Buster returns to vaudeville, where audiences still laugh at his routines. Gloria goes to see Buster backstage, and he impresses her into his act. Together, they are a hit. Buster tells Gloria that together they will be The Two Keatons. She raises three fingers to signal to him that they must be The Three Keatons, as she is expecting.

==Cast==
- Donald O'Connor as Buster Keaton
- Ann Blyth as Gloria Brent
- Rhonda Fleming as Peggy Courtney
- Peter Lorre as Kurt Bergner
- Larry Keating as Larry Winters
- Jackie Coogan as Elmer Case
- Richard Anderson as Tom McAffee
- Dave Willock as Joe Keaton
- Claire Carleton as Myra Keaton
- Larry White as Buster Keaton, age 7
- Dan Seymour as Indian chief
- Michael Ross as Assistant chief
- Nan Martin as Edna
- Robert Christopher as Nick
- Richard Aherne as Franklin
- Cecil B. DeMille as himself
- Richard Alexander as Tough Guy (uncredited)
- Ethan Laidlaw as Backstage prop man (uncredited)

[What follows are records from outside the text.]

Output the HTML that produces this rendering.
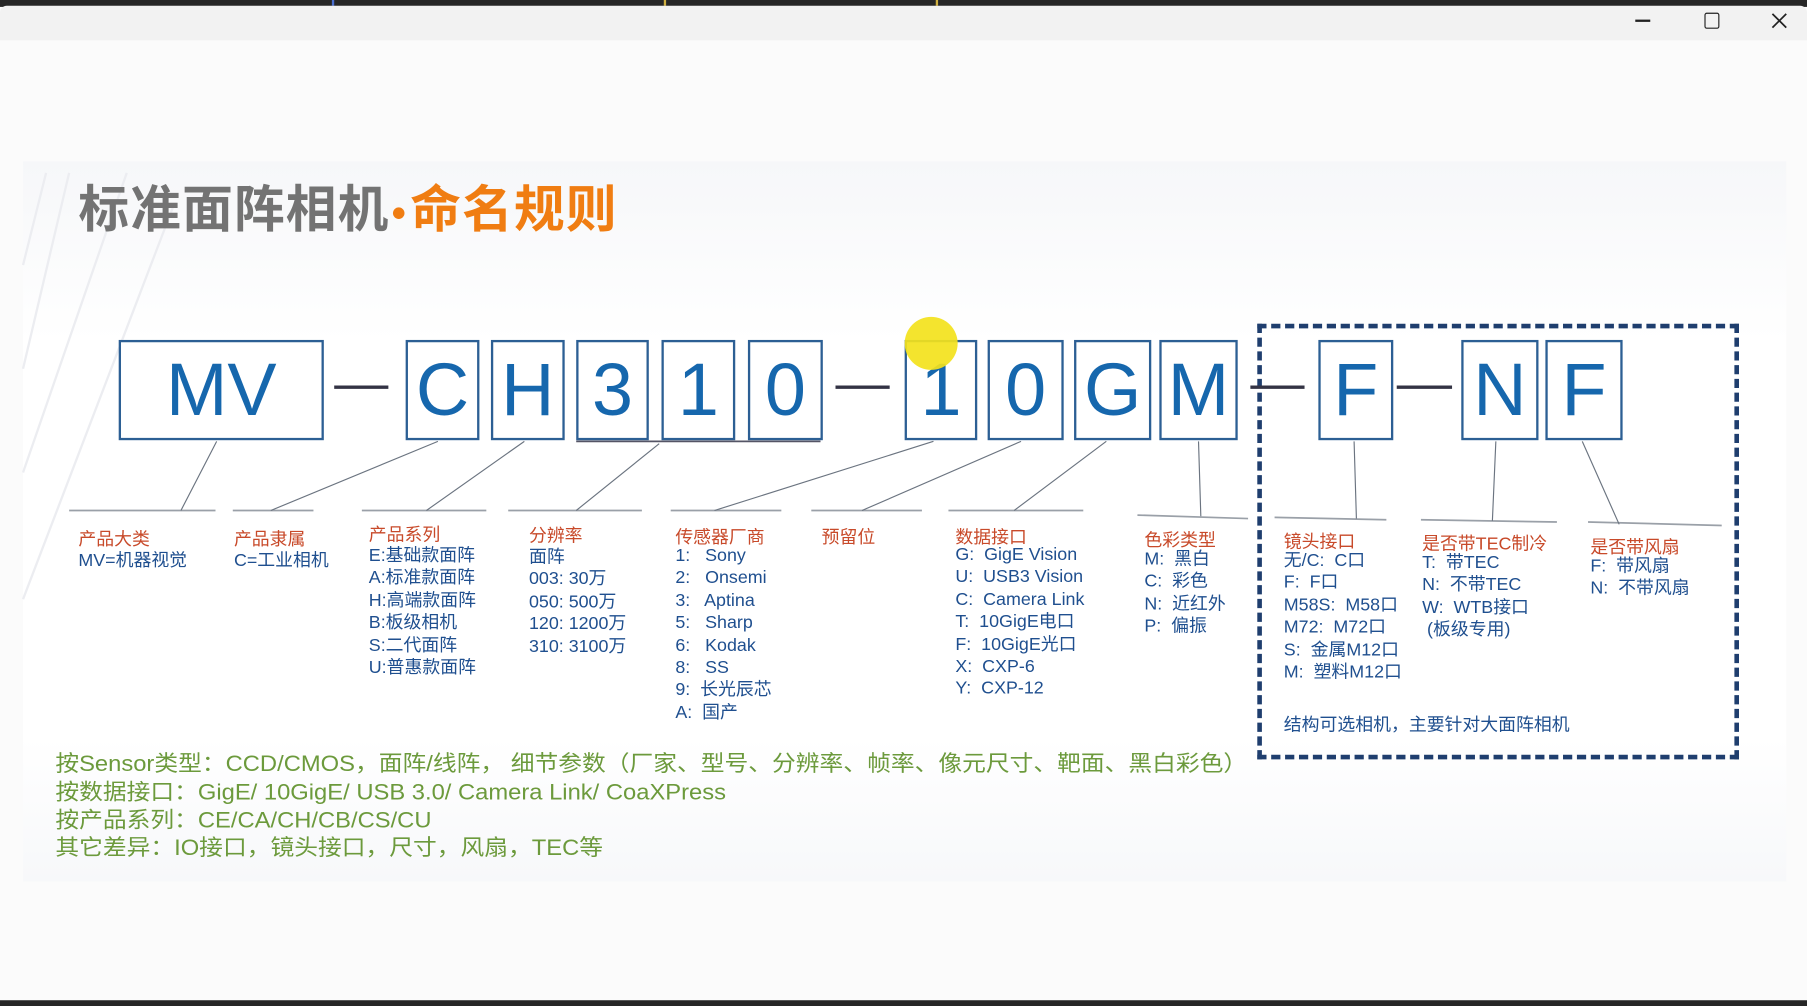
<!DOCTYPE html>
<html><head><meta charset="utf-8"><style>
html,body{margin:0;padding:0;width:1807px;height:1006px;overflow:hidden;background:#fff}
#w{position:absolute;left:0;top:0;width:1568px;height:873px;transform-origin:0 0;transform:scale(1.15242,1.15235);background:#fbfbfb;font-family:"Liberation Sans","Noto Sans CJK SC",sans-serif}
.a{position:absolute;white-space:nowrap}
.t{color:#c84a2a;font-size:15.5px}
.i{color:#1f4f8f;font-size:15.5px;line-height:19.4px}
.g{color:#6c9a3c;font-size:19px;left:48px;transform:scaleX(1.085);transform-origin:0 0}
.bx{position:absolute;top:295px;height:83px;border:2px solid #2c5f94;background:#fff;color:#1667ad;font-size:64px;text-align:center;line-height:83px;box-sizing:content-box}
</style></head><body><div id="w">
<div class="a" style="left:0;top:0;width:1568px;height:6px;background:#262626"></div>
<div class="a" style="left:288px;top:0;width:2px;height:5px;background:#4a6fd0"></div>
<div class="a" style="left:576px;top:0;width:2px;height:5px;background:#d0b040"></div>
<div class="a" style="left:812px;top:0;width:2px;height:5px;background:#d0b040"></div>
<div class="a" style="left:0;top:5px;width:1568px;height:30px;background:#f2f2f2;border-radius:6px 6px 0 0"></div>
<div class="a" style="left:1419px;top:17px;width:13px;height:1.5px;background:#222"></div>
<div class="a" style="left:1479px;top:11px;width:11px;height:12px;border:1.5px solid #222;border-radius:2px"></div>
<svg class="a" style="left:1537px;top:11px" width="14" height="14"><path d="M1 1L13 13M13 1L1 13" stroke="#222" stroke-width="1.5"/></svg>
<div class="a" style="left:20px;top:140px;width:1530px;height:625px;background:linear-gradient(180deg,#f6f7f9 0%,#fff 25%,#fff 80%,#f7f8fa 100%)"></div>
<svg class="a" style="left:0;top:140px" width="1568" height="630">
<path d="M40 10L20 90M60 10L20 180M110 10L20 270M150 40L20 380" stroke="#ecedf1" stroke-width="2" fill="none"/>
</svg>
<div class="a" style="left:68px;top:146px;font-size:44px;font-weight:bold;font-family:'Noto Sans CJK SC',sans-serif;color:#737373;letter-spacing:1px">标准面阵相机<span style="display:inline-block;width:10px;height:10px;border-radius:50%;background:#f07d12;margin:0 5px 0 3px;vertical-align:middle"></span><span style="color:#f07d12">命名规则</span></div>

<div class="a" style="left:1091px;top:281px;width:410px;height:370px;border:4px dashed #1f3e6e"></div>

<div class="bx" style="left:103px;width:174px">MV</div>
<div class="bx" style="left:352px;width:60px">C</div>
<div class="bx" style="left:426px;width:60px">H</div>
<div class="bx" style="left:500px;width:59px">3</div>
<div class="bx" style="left:574px;width:60px">1</div>
<div class="bx" style="left:649px;width:61px">0</div>
<div class="bx" style="left:785px;width:59px">1</div>
<div class="bx" style="left:857px;width:62px">0</div>
<div class="bx" style="left:932px;width:63px">G</div>
<div class="bx" style="left:1006px;width:64px">M</div>
<div class="bx" style="left:1144px;width:61px">F</div>
<div class="bx" style="left:1268px;width:63px">N</div>
<div class="bx" style="left:1341px;width:63px">F</div>
<div class="a" style="left:785px;top:275px;width:46px;height:46px;border-radius:50%;background:#f3e21c;opacity:.92"></div>

<svg class="a" style="left:0;top:0" width="1568" height="873">
<g stroke="#334" stroke-width="3"><path d="M290 336H337M725 336H772M1085 336H1132M1212 336H1260"/></g>
<path d="M500 383H712" stroke="#556" stroke-width="1.5"/>
<g stroke="#9aa0a8" stroke-width="1.5" fill="none">
<path d="M60 443H187M202 443H272M314 443H422M441 443H557M582 443H678M704 443H800M823 443H940M987 447L1083 450M1106 449L1203 451M1233 451L1351 453M1378 453L1494 456"/>
</g>
<g stroke="#6b7480" stroke-width="1" fill="none">
<path d="M188 383L157 443M380 383L235 443M455 383L370 443M572 385L500 443M810 383L620 443M886 383L748 443M960 383L880 443M1040 383L1042 448M1175 383L1177 450M1298 383L1295 452M1373 383L1405 455"/>
</g>
</svg>

<div class="a t" style="left:68px;top:456px">产品大类</div>
<div class="a i" style="left:68px;top:477px">MV=机器视觉</div>
<div class="a t" style="left:203px;top:456px">产品隶属</div>
<div class="a i" style="left:203px;top:477px">C=工业相机</div>
<div class="a t" style="left:320px;top:452px">产品系列</div>
<div class="a i" style="left:320px;top:473px">E:基础款面阵<br>A:标准款面阵<br>H:高端款面阵<br>B:板级相机<br>S:二代面阵<br>U:普惠款面阵</div>
<div class="a t" style="left:459px;top:453px">分辨率</div>
<div class="a i" style="left:459px;top:474px">面阵<br>003: 30万<br>050: 500万<br>120: 1200万<br>310: 3100万</div>
<div class="a t" style="left:586px;top:454px">传感器厂商</div>
<div class="a i" style="left:586px;top:473px">1:&nbsp;&nbsp; Sony<br>2:&nbsp;&nbsp; Onsemi<br>3:&nbsp;&nbsp; Aptina<br>5:&nbsp;&nbsp; Sharp<br>6:&nbsp;&nbsp; Kodak<br>8:&nbsp;&nbsp; SS<br>9:&nbsp; 长光辰芯<br>A:&nbsp; 国产</div>
<div class="a t" style="left:713px;top:454px">预留位</div>
<div class="a t" style="left:829px;top:454px">数据接口</div>
<div class="a i" style="left:829px;top:472px">G:&nbsp; GigE Vision<br>U:&nbsp; USB3 Vision<br>C:&nbsp; Camera Link<br>T:&nbsp; 10GigE电口<br>F:&nbsp; 10GigE光口<br>X:&nbsp; CXP-6<br>Y:&nbsp; CXP-12</div>
<div class="a t" style="left:993px;top:457px">色彩类型</div>
<div class="a i" style="left:993px;top:476px">M:&nbsp; 黑白<br>C:&nbsp; 彩色<br>N:&nbsp; 近红外<br>P:&nbsp; 偏振</div>
<div class="a t" style="left:1114px;top:458px">镜头接口</div>
<div class="a i" style="left:1114px;top:477px">无/C:&nbsp; C口<br>F:&nbsp; F口<br>M58S:&nbsp; M58口<br>M72:&nbsp; M72口<br>S:&nbsp; 金属M12口<br>M:&nbsp; 塑料M12口</div>
<div class="a t" style="left:1234px;top:460px">是否带TEC制冷</div>
<div class="a i" style="left:1234px;top:479px">T:&nbsp; 带TEC<br>N:&nbsp; 不带TEC<br>W:&nbsp; WTB接口<br>&nbsp;(板级专用)</div>
<div class="a t" style="left:1380px;top:463px">是否带风扇</div>
<div class="a i" style="left:1380px;top:482px">F:&nbsp; 带风扇<br>N:&nbsp; 不带风扇</div>
<div class="a i" style="left:1114px;top:620px">结构可选相机，主要针对大面阵相机</div>

<div class="a g" style="top:648px">按Sensor类型：CCD/CMOS，面阵/线阵，&nbsp;细节参数（厂家、型号、分辨率、帧率、像元尺寸、靶面、黑白彩色）</div>
<div class="a g" style="top:673px">按数据接口：GigE/ 10GigE/ USB 3.0/ Camera Link/ CoaXPress</div>
<div class="a g" style="top:697px">按产品系列：CE/CA/CH/CB/CS/CU</div>
<div class="a g" style="top:721px">其它差异：IO接口，镜头接口，尺寸，风扇，TEC等</div>
<div class="a" style="left:0;top:868px;width:1568px;height:5px;background:#262626"></div>
</div></body></html>
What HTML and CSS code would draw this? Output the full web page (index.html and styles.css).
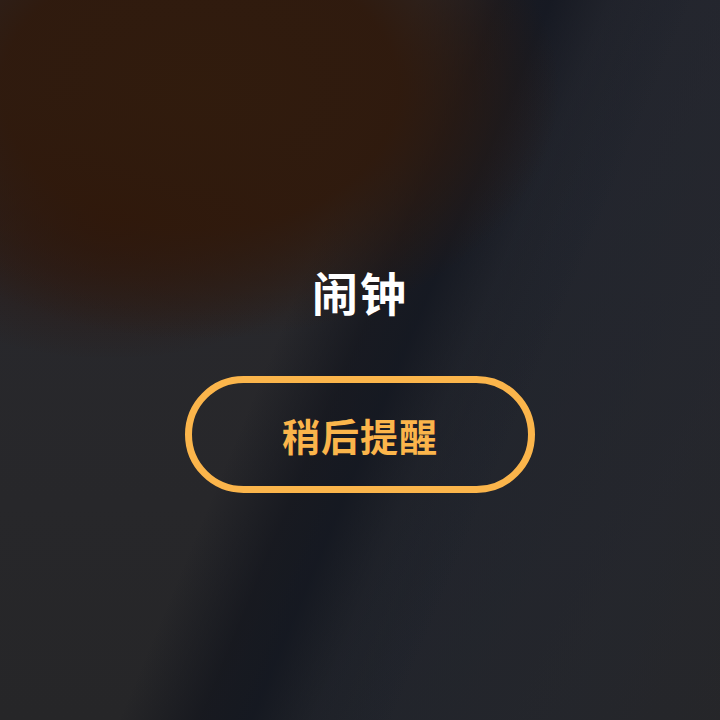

- Buster Keaton as a cop taking a fall (uncredited)
- Minta Durfee as Boarder

==Reception==
The film's critical reviews were mixed and its business and resulting revenue were tepid. But the harshest reviews came from Buster Keaton and his wife, who both had serious misgivings about the project from the very beginning when it was first pitched to them in 1955 by Sheldon and Smith. Keaton "knew it was going to be a disaster...They didn't know what they were talking about. You know when you've got a couple of idiots in the place, you know that," said Eleanor Keaton. And even though he was involved in the making of the movie—coaching star Donald O'Connor, supervising the comic sequences and even directing much of them in this, his own bio film—when it first previewed in Glendale, CA in early 1957, Eleanor exclaimed, "For God's sake, it's the worst thing ever made...so awful! We sneaked out of the theater practically on our hands and knees. It was just trash." And years later Keaton would add, "The only thing I liked about it was O'Connor."
Keaton's first payment from Paramount had been $19,000, so despite his dislike of the finished film, he made a special point of personally thanking Sidney Sheldon. When asked why, Keaton answered "I was able to buy a home."